» AIM:
Pick out and copy every line below that has the word "screenshot".

» EXTRACTED ENTRIES:

((

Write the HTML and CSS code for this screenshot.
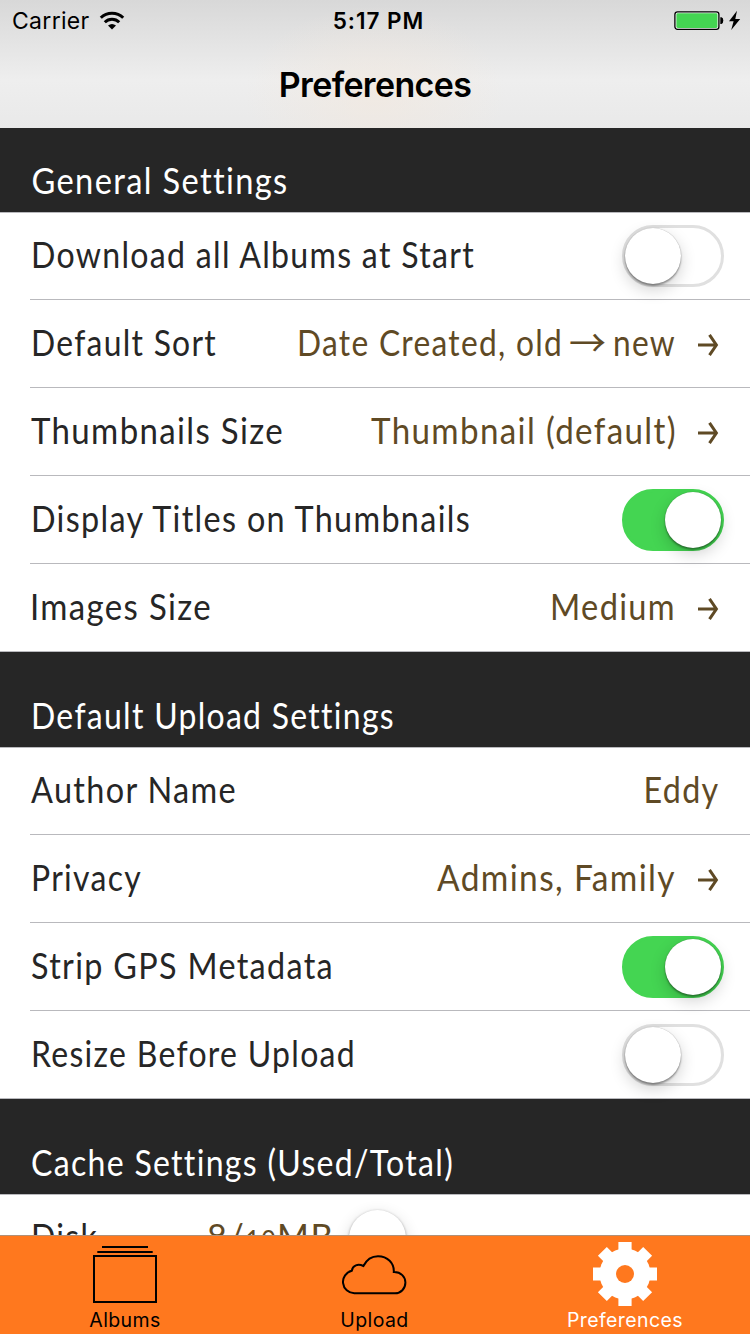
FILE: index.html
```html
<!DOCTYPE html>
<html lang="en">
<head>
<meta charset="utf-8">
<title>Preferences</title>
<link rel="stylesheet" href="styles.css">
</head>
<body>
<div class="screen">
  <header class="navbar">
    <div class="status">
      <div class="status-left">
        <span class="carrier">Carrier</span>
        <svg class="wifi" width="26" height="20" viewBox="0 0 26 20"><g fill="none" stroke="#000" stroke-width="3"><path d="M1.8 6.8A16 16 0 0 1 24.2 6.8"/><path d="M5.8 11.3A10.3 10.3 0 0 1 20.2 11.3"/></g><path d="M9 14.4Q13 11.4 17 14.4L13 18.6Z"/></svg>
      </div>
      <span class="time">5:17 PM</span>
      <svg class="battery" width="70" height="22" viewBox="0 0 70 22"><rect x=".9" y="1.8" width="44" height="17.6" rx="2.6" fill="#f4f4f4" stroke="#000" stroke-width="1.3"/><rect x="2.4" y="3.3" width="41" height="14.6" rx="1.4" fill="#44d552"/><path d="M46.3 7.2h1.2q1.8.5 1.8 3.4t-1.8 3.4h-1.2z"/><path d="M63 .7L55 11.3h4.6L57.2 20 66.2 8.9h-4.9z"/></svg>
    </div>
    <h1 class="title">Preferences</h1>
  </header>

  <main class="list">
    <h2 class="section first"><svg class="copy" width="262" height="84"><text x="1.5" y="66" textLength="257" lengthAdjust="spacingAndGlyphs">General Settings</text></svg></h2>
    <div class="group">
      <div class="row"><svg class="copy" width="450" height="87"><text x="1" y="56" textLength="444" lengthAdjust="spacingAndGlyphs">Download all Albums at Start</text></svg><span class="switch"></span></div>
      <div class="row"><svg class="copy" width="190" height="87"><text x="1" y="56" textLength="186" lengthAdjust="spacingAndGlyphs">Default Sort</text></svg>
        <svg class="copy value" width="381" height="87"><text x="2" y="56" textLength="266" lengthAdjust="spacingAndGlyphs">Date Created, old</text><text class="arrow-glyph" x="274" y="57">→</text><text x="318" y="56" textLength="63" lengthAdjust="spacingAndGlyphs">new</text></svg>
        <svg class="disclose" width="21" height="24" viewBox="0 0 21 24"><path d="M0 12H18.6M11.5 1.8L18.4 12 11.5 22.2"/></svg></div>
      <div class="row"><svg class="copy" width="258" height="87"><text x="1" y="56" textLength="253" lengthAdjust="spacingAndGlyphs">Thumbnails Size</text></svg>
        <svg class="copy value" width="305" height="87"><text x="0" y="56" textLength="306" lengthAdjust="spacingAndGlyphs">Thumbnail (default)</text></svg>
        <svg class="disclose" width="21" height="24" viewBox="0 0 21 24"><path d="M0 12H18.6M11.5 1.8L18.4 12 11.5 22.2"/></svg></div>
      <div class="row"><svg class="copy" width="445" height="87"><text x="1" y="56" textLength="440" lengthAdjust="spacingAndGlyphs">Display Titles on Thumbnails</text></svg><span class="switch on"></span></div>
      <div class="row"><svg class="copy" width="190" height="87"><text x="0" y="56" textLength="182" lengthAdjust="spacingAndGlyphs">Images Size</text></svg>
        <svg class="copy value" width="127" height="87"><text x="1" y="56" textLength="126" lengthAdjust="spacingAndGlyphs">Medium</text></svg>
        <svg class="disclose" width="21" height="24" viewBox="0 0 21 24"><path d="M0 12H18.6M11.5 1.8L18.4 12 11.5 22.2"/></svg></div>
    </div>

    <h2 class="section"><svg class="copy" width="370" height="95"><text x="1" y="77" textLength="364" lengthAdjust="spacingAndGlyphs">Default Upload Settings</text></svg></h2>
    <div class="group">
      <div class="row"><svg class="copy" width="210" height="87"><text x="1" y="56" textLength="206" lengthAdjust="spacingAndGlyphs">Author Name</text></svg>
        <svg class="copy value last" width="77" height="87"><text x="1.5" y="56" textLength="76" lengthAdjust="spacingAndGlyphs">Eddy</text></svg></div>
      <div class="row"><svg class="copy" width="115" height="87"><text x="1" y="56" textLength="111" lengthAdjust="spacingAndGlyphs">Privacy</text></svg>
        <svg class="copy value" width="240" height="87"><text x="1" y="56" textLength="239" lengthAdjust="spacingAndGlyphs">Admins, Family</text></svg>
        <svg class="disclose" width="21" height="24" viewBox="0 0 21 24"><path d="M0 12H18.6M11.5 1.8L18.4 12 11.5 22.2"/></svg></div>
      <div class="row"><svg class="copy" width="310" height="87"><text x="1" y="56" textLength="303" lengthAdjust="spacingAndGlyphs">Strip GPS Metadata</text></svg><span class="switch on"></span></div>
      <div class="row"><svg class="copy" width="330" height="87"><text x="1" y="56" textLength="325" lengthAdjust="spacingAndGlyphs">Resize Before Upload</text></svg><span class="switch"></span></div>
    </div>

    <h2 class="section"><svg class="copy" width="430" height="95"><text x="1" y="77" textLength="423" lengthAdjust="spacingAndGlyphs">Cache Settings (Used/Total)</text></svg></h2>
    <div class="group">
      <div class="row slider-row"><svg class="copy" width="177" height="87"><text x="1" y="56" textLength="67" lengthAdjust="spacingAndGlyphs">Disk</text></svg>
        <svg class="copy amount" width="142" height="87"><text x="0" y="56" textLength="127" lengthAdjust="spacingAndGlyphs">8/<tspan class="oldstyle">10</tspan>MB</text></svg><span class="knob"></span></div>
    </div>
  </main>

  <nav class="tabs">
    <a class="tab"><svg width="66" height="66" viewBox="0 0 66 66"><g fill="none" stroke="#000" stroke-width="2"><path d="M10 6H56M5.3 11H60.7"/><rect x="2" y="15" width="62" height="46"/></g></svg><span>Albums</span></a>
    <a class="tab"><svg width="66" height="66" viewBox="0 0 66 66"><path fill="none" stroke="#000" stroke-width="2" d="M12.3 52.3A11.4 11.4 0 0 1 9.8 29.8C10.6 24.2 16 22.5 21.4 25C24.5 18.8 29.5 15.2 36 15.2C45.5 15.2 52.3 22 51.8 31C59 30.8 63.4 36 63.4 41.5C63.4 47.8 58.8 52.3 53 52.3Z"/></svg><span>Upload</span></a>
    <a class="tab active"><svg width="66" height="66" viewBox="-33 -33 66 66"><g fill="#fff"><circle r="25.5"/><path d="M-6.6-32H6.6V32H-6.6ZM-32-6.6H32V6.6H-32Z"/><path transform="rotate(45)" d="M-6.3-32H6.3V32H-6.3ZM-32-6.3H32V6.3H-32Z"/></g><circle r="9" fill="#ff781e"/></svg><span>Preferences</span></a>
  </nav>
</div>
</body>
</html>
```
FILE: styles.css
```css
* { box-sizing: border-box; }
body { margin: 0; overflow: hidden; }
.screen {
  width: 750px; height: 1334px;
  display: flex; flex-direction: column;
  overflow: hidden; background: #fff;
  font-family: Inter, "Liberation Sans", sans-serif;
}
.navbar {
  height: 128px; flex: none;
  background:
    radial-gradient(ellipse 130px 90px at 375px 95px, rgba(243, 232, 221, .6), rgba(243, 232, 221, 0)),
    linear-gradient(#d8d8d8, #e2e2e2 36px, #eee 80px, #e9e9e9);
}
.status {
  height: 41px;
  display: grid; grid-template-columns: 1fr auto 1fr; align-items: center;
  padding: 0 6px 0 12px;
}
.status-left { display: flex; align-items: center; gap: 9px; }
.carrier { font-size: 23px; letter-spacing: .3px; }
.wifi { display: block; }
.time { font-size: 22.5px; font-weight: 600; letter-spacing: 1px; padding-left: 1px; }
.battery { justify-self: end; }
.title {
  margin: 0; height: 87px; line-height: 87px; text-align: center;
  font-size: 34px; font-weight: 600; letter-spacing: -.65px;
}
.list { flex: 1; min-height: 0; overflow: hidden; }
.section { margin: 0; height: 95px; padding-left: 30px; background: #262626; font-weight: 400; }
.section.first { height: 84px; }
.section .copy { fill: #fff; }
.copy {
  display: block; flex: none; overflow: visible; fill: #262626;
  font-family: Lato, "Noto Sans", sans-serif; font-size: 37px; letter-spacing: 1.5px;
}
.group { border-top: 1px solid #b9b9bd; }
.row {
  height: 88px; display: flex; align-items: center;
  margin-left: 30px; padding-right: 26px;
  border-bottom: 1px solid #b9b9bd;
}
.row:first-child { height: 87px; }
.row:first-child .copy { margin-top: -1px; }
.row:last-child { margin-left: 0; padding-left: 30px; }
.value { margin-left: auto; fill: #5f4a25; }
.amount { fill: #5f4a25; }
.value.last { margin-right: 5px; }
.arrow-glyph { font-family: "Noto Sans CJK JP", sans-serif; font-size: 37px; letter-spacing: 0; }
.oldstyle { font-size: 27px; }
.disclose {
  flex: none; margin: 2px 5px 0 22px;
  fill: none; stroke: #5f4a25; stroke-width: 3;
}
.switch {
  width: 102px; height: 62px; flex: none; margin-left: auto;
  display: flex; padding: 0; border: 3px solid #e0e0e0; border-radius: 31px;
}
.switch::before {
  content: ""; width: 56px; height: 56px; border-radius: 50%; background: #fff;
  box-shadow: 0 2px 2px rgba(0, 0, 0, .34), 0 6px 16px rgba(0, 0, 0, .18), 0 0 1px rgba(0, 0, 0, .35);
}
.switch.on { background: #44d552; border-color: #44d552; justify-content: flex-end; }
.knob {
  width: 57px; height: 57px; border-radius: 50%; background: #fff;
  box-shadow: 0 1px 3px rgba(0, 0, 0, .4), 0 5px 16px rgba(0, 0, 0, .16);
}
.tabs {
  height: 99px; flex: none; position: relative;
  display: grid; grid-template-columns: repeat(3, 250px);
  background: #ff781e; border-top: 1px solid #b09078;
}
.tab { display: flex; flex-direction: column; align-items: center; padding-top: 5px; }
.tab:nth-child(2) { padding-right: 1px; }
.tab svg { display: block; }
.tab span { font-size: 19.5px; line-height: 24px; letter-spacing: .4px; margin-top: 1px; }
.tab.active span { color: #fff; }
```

))
((

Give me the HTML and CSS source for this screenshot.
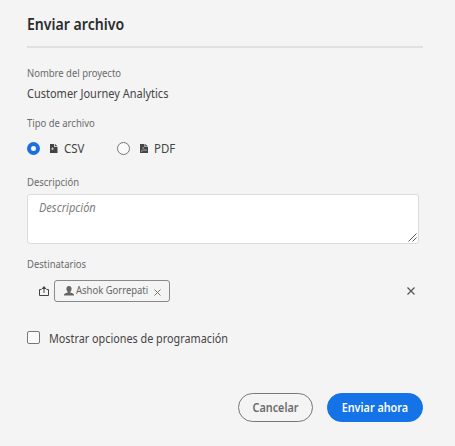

))

» WRITTEN SOLUTION:
Write the HTML and CSS code for this screenshot.
Give me the HTML and CSS source for this screenshot.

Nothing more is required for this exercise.